Population (2022-12-31)
- • Total: 6,167
- • Density: 140/km^{2} (360/sq mi)
- Time zone: UTC+01:00 (CET)
- • Summer (DST): UTC+02:00 (CEST)
- Postal codes: 09465
- Dialling codes: 037342
- Vehicle registration: ERZ, ANA, ASZ, AU, MAB, MEK, STL, SZB, ZP
- Website: www.sehmatal.de

= Sehmatal =

Sehmatal is a municipality in the district of Erzgebirgskreis, in Saxony, Germany, which was created in 1999 through the union of Neudorf, Cranzahl and Sehma. The three villages are located along the Sehma river, aligned in a north-south direction. At the northern end is the former village of Sehma, in the middle the town of Cranzahl, to the south the village of Neudorf.

The town borders to Annaberg-Buchholz in the north, in the east is Königswalde and Bärenstein, Oberwiesenthal is south and Crottendorf in the west.

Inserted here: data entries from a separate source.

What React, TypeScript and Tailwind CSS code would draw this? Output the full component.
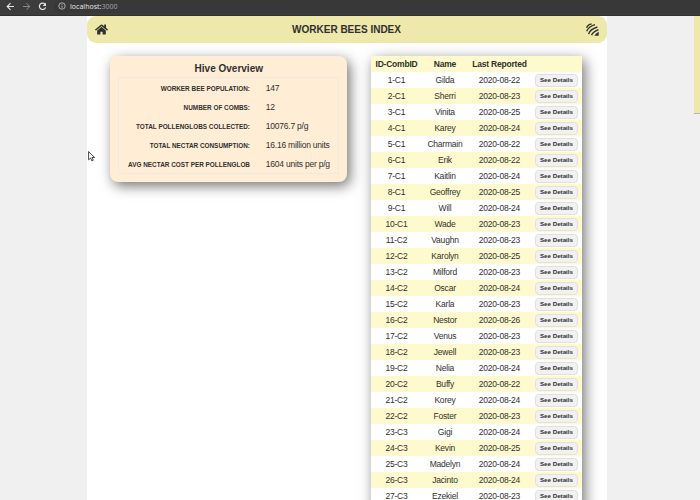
import React from "react";
import { FaHome } from "react-icons/fa";

const bees: [string, string, number][] = [
  ["1-C1", "Gilda", 22],
  ["2-C1", "Sherri", 23],
  ["3-C1", "Vinita", 25],
  ["4-C1", "Karey", 24],
  ["5-C1", "Charmain", 22],
  ["6-C1", "Erik", 22],
  ["7-C1", "Kaitlin", 24],
  ["8-C1", "Geoffrey", 25],
  ["9-C1", "Will", 24],
  ["10-C1", "Wade", 23],
  ["11-C2", "Vaughn", 23],
  ["12-C2", "Karolyn", 25],
  ["13-C2", "Milford", 23],
  ["14-C2", "Oscar", 24],
  ["15-C2", "Karla", 23],
  ["16-C2", "Nestor", 26],
  ["17-C2", "Venus", 23],
  ["18-C2", "Jewell", 23],
  ["19-C2", "Nelia", 24],
  ["20-C2", "Buffy", 22],
  ["21-C2", "Korey", 24],
  ["22-C2", "Foster", 23],
  ["23-C3", "Gigi", 24],
  ["24-C3", "Kevin", 25],
  ["25-C3", "Madelyn", 24],
  ["26-C3", "Jacinto", 24],
  ["27-C3", "Ezekiel", 23],
];

const stats = [
  ["WORKER BEE POPULATION:", "147"],
  ["NUMBER OF COMBS:", "12"],
  ["TOTAL POLLENGLOBS COLLECTED:", "10076.7 p/g"],
  ["TOTAL NECTAR CONSUMPTION:", "16.16 million units"],
  ["AVG NECTAR COST PER POLLENGLOB", "1604 units per p/g"],
];

function BrowserBar() {
  return (
    <div className="flex h-4 shrink-0 items-center border-b border-[#303030] bg-[#3c3c3c] pb-[3px] font-['Noto_Sans',sans-serif]">
      <svg className="ml-[6px] h-[9px] w-[9px]" viewBox="0 0 9 9" fill="none" stroke="#e4e4e4" strokeWidth="1.1">
        <path d="M8 4.5H1.4M4.5 1.2L1.2 4.5l3.3 3.3" />
      </svg>
      <svg className="ml-[7px] h-[9px] w-[9px]" viewBox="0 0 9 9" fill="none" stroke="#8a8a8a" strokeWidth="1">
        <path d="M1 4.5h6.6M4.5 1.2l3.3 3.3-3.3 3.3" />
      </svg>
      <svg className="ml-[7px] h-[9px] w-[9px]" viewBox="0 0 9 9" fill="none" stroke="#e4e4e4" strokeWidth="1.2">
        <path d="M7.3 2.6A3.2 3.2 0 1 0 7.6 5.4" />
        <path d="M8 .7v3.4H4.6z" fill="#e4e4e4" stroke="none" />
      </svg>
      <div className="ml-[7px] flex h-[13px] flex-1 items-center rounded-l-full bg-[#383838] pl-[4px]">
        <svg className="h-[8px] w-[8px]" viewBox="0 0 8 8" fill="none" stroke="#c8c8c8" strokeWidth=".8">
          <circle cx="4" cy="4" r="3.2" />
          <path d="M4 3.5v2.3M4 2v.8" />
        </svg>
        <span className="ml-[4px] text-[7px] leading-none text-[#e0e0e0]">
          localhost:<span className="text-[#a0a0a0]">3000</span>
        </span>
      </div>
    </div>
  );
}

function StripesIcon() {
  return (
    <svg className="h-[13px] w-[13px]" viewBox="0 0 13 13" fill="none" stroke="#303030" strokeWidth="1.4">
      <path d="M.5 4.8Q2 1.4 5.6.9" />
      <path d="M.7 8.2Q2.6 3.6 9 1.7" />
      <path d="M2.6 11Q4 6.4 11.4 4" />
      <path d="M5.6 12.2Q6.6 9 12.5 6.6" />
      <path d="M8.3 12.7Q9.8 10.3 12.7 8.8V12.7z" fill="#303030" stroke="none" />
    </svg>
  );
}

function HiveOverview() {
  return (
    <section className="mt-[12.5px] ml-[23.8px] h-[126.5px] w-[237px] rounded-[8px] bg-[#ffeed5] px-[8px] pt-[6.5px] shadow-[3px_4px_13px_rgba(0,0,0,0.55)]">
      <h2 className="text-center text-[10px] leading-[13px] font-bold">Hive Overview</h2>
      <div className="mt-[2px] h-[97px] border border-[#ebeae4] pt-px">
        {stats.map(([label, value]) => (
          <div key={label} className="flex h-[19px] items-center">
            <span className="w-[130.7px] shrink-0 text-right text-[6.4px] font-bold whitespace-nowrap">{label}</span>
            <span className="ml-[15.8px] text-[8.5px] tracking-[-0.22px] whitespace-nowrap">{value}</span>
          </div>
        ))}
      </div>
    </section>
  );
}

function BeeTable() {
  return (
    <section className="mt-[13px] ml-[23.7px] h-[500px] w-[211px] bg-white text-[8.5px] tracking-[-0.22px] shadow-[3px_4px_13px_rgba(0,0,0,0.55)]">
      <div className="grid h-4 grid-cols-[51px_46px_63px_51px] items-center bg-[#fffacd] text-center font-bold whitespace-nowrap">
        <span>ID-CombID</span>
        <span>Name</span>
        <span>Last Reported</span>
      </div>
      {bees.map(([id, name, day]) => (
        <div key={id} className="grid h-4 grid-cols-[51px_46px_63px_51px] items-center text-center even:bg-white odd:bg-[#fffacd]">
          <span>{id}</span>
          <span>{name}</span>
          <span>2020-08-{day}</span>
          <button className="mt-px ml-[4px] h-[13px] w-[43px] rounded-[4px] border border-[#e0e0e0] bg-[#f1f1f1] text-[6.2px] leading-none font-bold tracking-normal">
            See Details
          </button>
        </div>
      ))}
    </section>
  );
}

export default function App() {
  return (
    <div className="relative flex h-[500px] w-[700px] flex-col overflow-hidden bg-[#f0f0f0] font-['Liberation_Sans',Arial,sans-serif] text-[#303030]">
      <BrowserBar />
      <div className="flex min-h-0 flex-1">
        <main className="ml-[86.5px] w-[520px] overflow-hidden bg-white">
          <header className="flex h-[27px] items-center justify-between rounded-[9px] bg-[#eee8aa] px-[8px]">
            <FaHome className="h-[13px] w-[13px]" />
            <h1 className="text-[10px] leading-none font-bold">WORKER BEES INDEX</h1>
            <StripesIcon />
          </header>
          <div className="flex items-start">
            <HiveOverview />
            <BeeTable />
          </div>
        </main>
        <div className="ml-auto h-full w-[6px] bg-[#f0f0f0]">
          <div className="h-[98px] border-b border-[#b8b8a8] bg-[#eee8aa]" />
        </div>
      </div>
      <svg className="absolute top-[151px] left-[88px] h-[11px] w-[8px]" viewBox="0 0 8 11">
        <path d="M.6.6v8.2l2-1.7 1.3 2.8 1.4-.7L4 6.5h2.6z" fill="#fff" stroke="#303030" strokeWidth=".9" />
      </svg>
    </div>
  );
}
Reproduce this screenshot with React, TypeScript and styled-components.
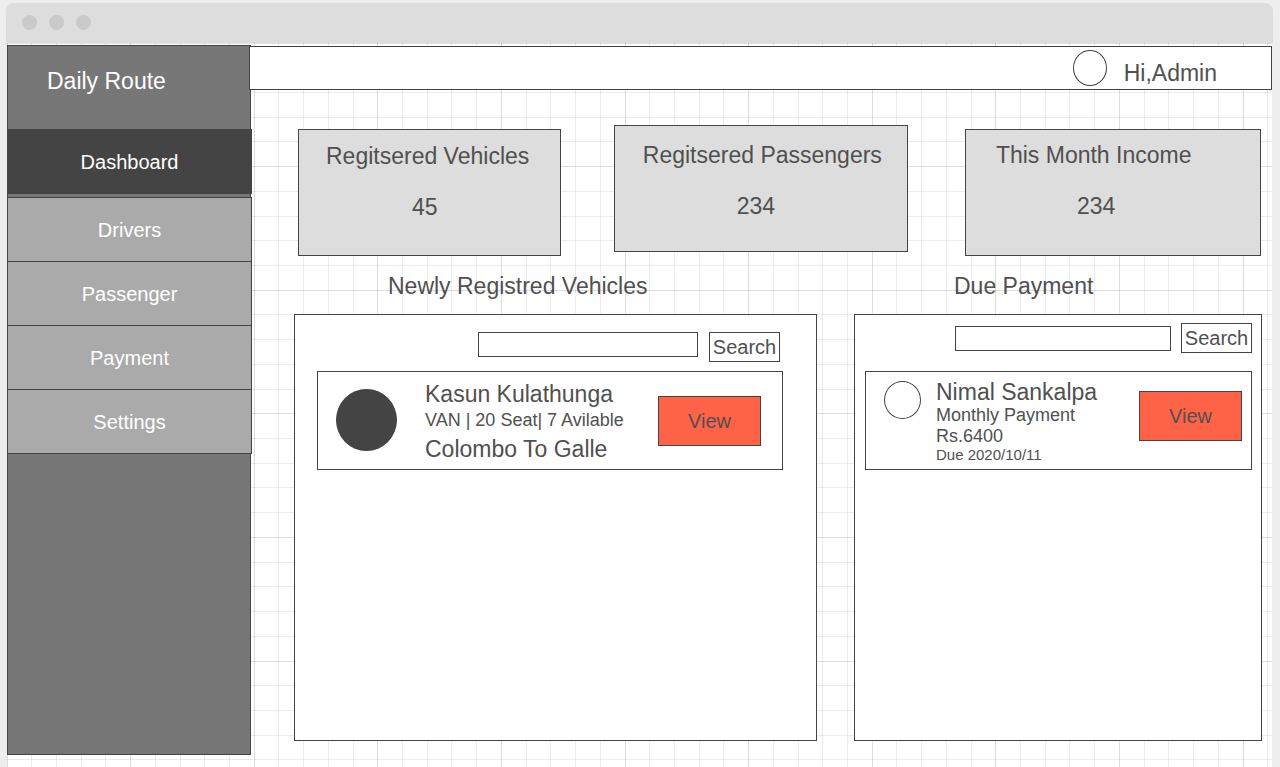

Nearby is the Bärenstein mountain with a height of 898 meters. The trains along Vejprty–Annaberg-Buchholz railway stop in Sehma and Cranzahl. The station in Cranzahl is also the starting point for the Fichtelberg Railway to Oberwiesenthal.

Neudorf is the home town of Olympic gold medalist Viola Bauer.

Sehmatal's sister city in the United States is Running Springs, California.

== History ==
From 1952 to 1990, the constituent localities of Sehmatal (Neudorf, Cranzahl and Sehma) were part of the Bezirk Karl-Marx-Stadt of East Germany.